Painleve pioneered, not only wildlife films, but popular wildlife films. A good example is his entertaining movie about crustaceans, photographed in studio-bright black-and-white, one of 23 included in the recently released, three-disc Criterion set "Science is Fiction." We watch the intrigues of sea creatures who disguise themselves in algae and sponges, as the narrator enthusiastically mixes fact with poetic observation — comparing the crustaceans to ballerinas, "Japanese warriors" and "praying buddhas."
Anthropomorphism dominates, but Painleve also focuses on traits that set his subjects apart. Among sea horses, for example, it is the female who produces the eggs and the male who gives birth. Painleve spent sleepless nights behind the camera, even installing an electrical shock mechanism on his hat should he nod off while waiting for one pregnant papa to pop. The footage of baby sea horses bursting out of the convulsing male's pouch was worth the wait: "The Sea Horse" (1933) was Painleve's most popular movie; he even spun off a jewelry line.
The care Painleve took in choosing music for his films also was ahead of its time. He had Darius Milhaud score "The Sea Horse"; Painleve wrote his own music for "Sea Urchins" (1954), a symphony of banging pots and pans in tribute, he said, to Edgar Varese but with a mambo bar thrown in "so as not to be taken too seriously"; and "The Vampire" (1945) is set to a couple of Duke Ellington songs.

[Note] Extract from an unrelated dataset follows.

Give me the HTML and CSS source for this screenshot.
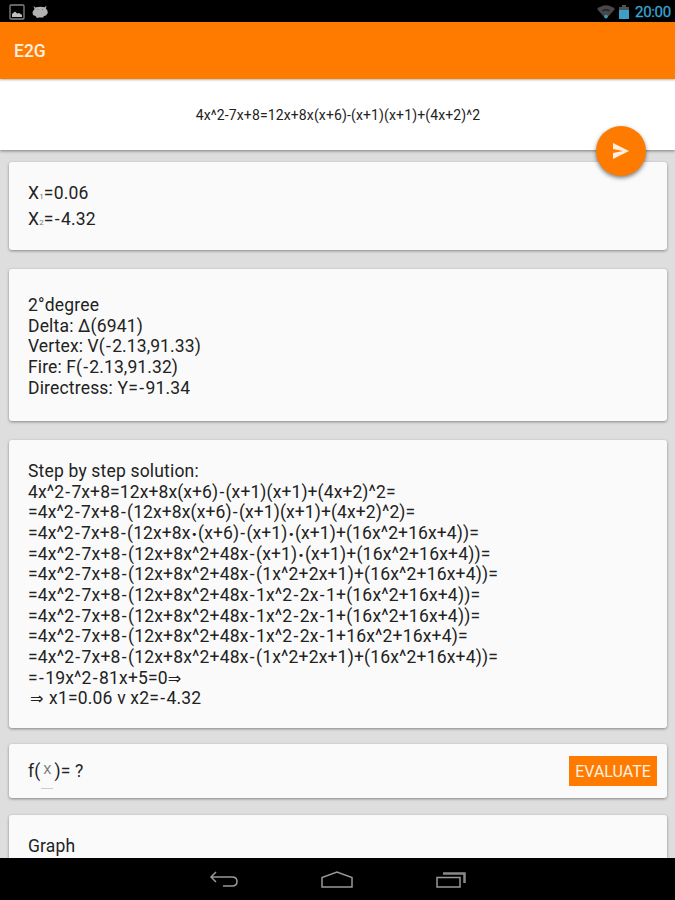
FILE: index.html
```html
<!DOCTYPE html>
<html lang="en">
<head>
<meta charset="utf-8">
<title>E2G</title>
<link rel="stylesheet" href="styles.css">
</head>
<body>
<div class="screen">
  <header class="status">
    <svg class="status-icon" width="16" height="16" viewBox="0 0 16 16"><rect x="1" y="1" width="14" height="14" rx="1" fill="none" stroke="#858585" stroke-width="1.3"/><path d="M3 13V10l3-2.500 2 2 2-.5 3 2v2z" fill="#c0c0c0"/></svg>
    <svg class="status-icon" width="16" height="14" viewBox="0 0 16 14"><path d="M1.5 1l2 1.600Q8 1 12.500 2.200L14.500.7l-.6 2.800Q16 5 15.800 8L14 10.500l-2 .5-1 1.500H7L5 13l-1.500-2L1 10 .5 7l2-3z" fill="#b2b2b2"/><circle cx="6" cy="4.500" r=".6" fill="#777"/><circle cx="10.500" cy="4.500" r=".6" fill="#777"/></svg>
    <span class="spacer"></span>
    <svg class="wifi" width="18" height="14" viewBox="0 0 18 14"><path d="M0 4Q9-3.500 18 4L9 14z" fill="#484848"/><path d="M5.500 6Q9 3.500 12.500 6" fill="none" stroke="#222" stroke-width="1.500"/><circle cx="9" cy="11.500" r="1.800" fill="#329fca"/></svg>
    <svg class="battery" width="10" height="14" viewBox="0 0 10 14"><path d="M0 2h3V0h4v2h3v3H0z" fill="#4b5558"/><path d="M0 5h10v9H0z" fill="#3b9fc8"/></svg>
    <span class="clock">20:00</span>
  </header>
  <div class="appbar">E2G</div>
  <section class="equation">
    <span>4x^2-7x+8=12x+8x(x+6)-(x+1)(x+1)+(4x+2)^2</span>
    <button class="fab" aria-label="Solve"><svg width="16" height="16" viewBox="0 0 16 16"><path d="M0 0L16 8 0 16V10L10 8 0 6z" fill="#ffeedd"/></svg></button>
  </section>
  <main class="content">
    <section class="card roots">
      <div>X<span class="sub">1</span>=0.06</div>
      <div>X<span class="sub">2</span>=<i>-</i>4.32</div>
    </section>
    <section class="card details">
      <div>2°degree</div>
      <div>Delta: Δ(6941)</div>
      <div class="tight">Vertex: V(<i>-</i>2.13,91.33)</div>
      <div class="tight">Fire: F(<i>-</i>2.13,91.32)</div>
      <div>Directress: Y=<i>-</i>91.34</div>
    </section>
    <section class="card steps">
      <div>Step by step solution:</div>
      <div class="tight">4x^2<i>-</i>7x+8=12x+8x(x+6)<i>-</i>(x+1)(x+1)+(4x+2)^2=</div>
      <div class="tight">=4x^2<i>-</i>7x+8<i>-</i>(12x+8x(x+6)<i>-</i>(x+1)(x+1)+(4x+2)^2)=</div>
      <div class="tight">=4x^2<i>-</i>7x+8<i>-</i>(12x+8x<span class="dot">•</span>(x+6)<i>-</i>(x+1)<span class="dot">•</span>(x+1)+(16x^2+16x+4))=</div>
      <div>=4x^2<i>-</i>7x+8<i>-</i>(12x+8x^2+48x<i>-</i>(x+1)<span class="dot">•</span>(x+1)+(16x^2+16x+4))=</div>
      <div>=4x^2<i>-</i>7x+8<i>-</i>(12x+8x^2+48x<i>-</i>(1x^2+2x+1)+(16x^2+16x+4))=</div>
      <div>=4x^2<i>-</i>7x+8<i>-</i>(12x+8x^2+48x<i>-</i>1x^2<i>-</i>2x<i>-</i>1+(16x^2+16x+4))=</div>
      <div>=4x^2<i>-</i>7x+8<i>-</i>(12x+8x^2+48x<i>-</i>1x^2<i>-</i>2x<i>-</i>1+(16x^2+16x+4))=</div>
      <div>=4x^2<i>-</i>7x+8<i>-</i>(12x+8x^2+48x<i>-</i>1x^2<i>-</i>2x<i>-</i>1+16x^2+16x+4)=</div>
      <div>=4x^2<i>-</i>7x+8<i>-</i>(12x+8x^2+48x<i>-</i>(1x^2+2x+1)+(16x^2+16x+4))=</div>
      <div>=<i>-</i>19x^2<i>-</i>81x+5=0<span class="arrow">⇒</span></div>
      <div><span class="arrow lead">⇒</span> x1=0.06 v x2=<i>-</i>4.32</div>
    </section>
    <section class="card evaluate">
      <span>f(</span><span class="field">X</span><span>)= ?</span>
      <span class="spacer"></span>
      <button class="button">EVALUATE</button>
    </section>
    <section class="card graph">Graph</section>
  </main>
  <nav class="navbar">
    <svg width="30" height="18" viewBox="0 0 30 18"><path d="M7 1L2 6l5 5M2 6h21q5 0 5 4.500T23 15h-9" fill="none" stroke="#999" stroke-width="1.500"/></svg>
    <svg width="34" height="18" viewBox="0 0 34 18"><path d="M2 16V6.500L17 1l15 5.500V16z" fill="none" stroke="#999" stroke-width="1.500"/></svg>
    <svg width="32" height="18" viewBox="0 0 32 18"><path d="M2 6.500h23V16H2z" fill="none" stroke="#999" stroke-width="1.500"/><path d="M8 2.500h21.500V12" fill="none" stroke="#8a8a8a" stroke-width="2.500"/></svg>
  </nav>
</div>
</body>
</html>
```
FILE: styles.css
```css
* { box-sizing: border-box; }
body { margin: 0; font-family: Roboto, "Noto Sans", sans-serif; color: #222; }
.screen { width: 675px; height: 900px; display: flex; flex-direction: column; overflow: hidden; background: #dedede; }
.spacer { flex: 1; }
.status { height: 22px; flex: none; background: #000; display: flex; align-items: center; padding: 2px 5px 0 9px; }
.status-icon { margin-right: 7px; }
.wifi { margin-right: 4px; }
.battery { margin-right: 6px; }
.clock { color: #3ba4d0; font-size: 15px; line-height: 20px; -webkit-text-stroke: .3px #3ba4d0; width: 35px; letter-spacing: -.3px; }
.appbar { height: 57px; flex: none; background: #ff7b00; color: #fff0e0; font-size: 17.500px; font-weight: 500; line-height: 59px; padding-left: 14px; box-shadow: 0 1px 2px rgba(0,0,0,.3); z-index: 1; }
.equation { position: relative; height: 71px; flex: none; background: #fff; display: flex; justify-content: center; align-items: center; font-size: 14px; letter-spacing: .13px; padding: 1px 0 0 1px; box-shadow: 0 1px 3px rgba(0,0,0,.45); }
.fab { position: absolute; right: 29px; top: 47px; width: 50px; height: 50px; border: 0; border-radius: 50%; background: #ff7b00; display: flex; align-items: center; justify-content: center; padding: 0; box-shadow: 0 2px 4px rgba(0,0,0,.5); }
.content { flex: 1; min-height: 0; overflow: hidden; padding: 12px 8px 0 9px; font-size: 17.500px; line-height: 20.650px; white-space: nowrap; letter-spacing: .18px; }
/* minus signs get a little extra air */
.content i { font-style: normal; padding: 0 1.200px; }
.tight { letter-spacing: .1px; }
.card { background: #fafafa; border-radius: 3px; box-shadow: 0 1px 3px rgba(0,0,0,.4); padding: 0 19px; }
.roots { height: 88px; padding-top: 18px; line-height: 26px; margin-bottom: 19px; }
.roots div { height: 26px; }
.sub { font-size: 8px; line-height: 1; color: #777; }
.details { height: 152px; padding-top: 26px; margin-bottom: 19px; }
.steps { height: 288px; padding-top: 21px; margin-bottom: 16px; }
.dot { display: inline-block; width: 7.500px; text-align: center; font-family: "DejaVu Sans", sans-serif; font-size: 11px; vertical-align: 1px; line-height: 1; }
.arrow { display: inline-block; font-family: "DejaVu Sans", sans-serif; font-size: 16px; line-height: 1; }
.lead { padding: 0 1px 0 2px; }
.evaluate { height: 54px; display: flex; align-items: center; margin-bottom: 17px; padding-right: 10px; }
.field { width: 12px; height: 32px; font-size: 13px; line-height: 25px; color: #777; border-bottom: 1px solid #ccc; text-align: center; margin: 3px 1px 0 1px; }
.button { border: 0; background: #ff7b00; color: #fff0e0; width: 88px; height: 30px; font: 16px Roboto, sans-serif; padding: 1px 0 0; }
.graph { height: 80px; padding-top: 21px; }
.navbar { height: 42px; flex: none; background: #000; display: flex; justify-content: center; align-items: center; gap: 81px; padding: 2px 0 0 1px; }
```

"The Vampire" is classic Painleve in the way it fixes on an odd attribute of an exotic animal — the vampire bat's affinity for the blood of other animals — and draws out a comparison to humans. “When I was finishing the film," Painleve said, "I noticed how the vampire bat extends its wing before going to sleep. I thought it looked like the Nazi heil-Hitler salute.” Painleve also taps fictional cinema here, coupling footage of the vampire bat with scenes from "Nosferatu."
It was that penchant for playful presentation, and fetishism of the bizarre, that sent some of Painleve's fellow scientists storming out of his screenings, denying the validity of his work. But Painleve, like his subjects, was a strange breed. He was a scientist crossed with an artist.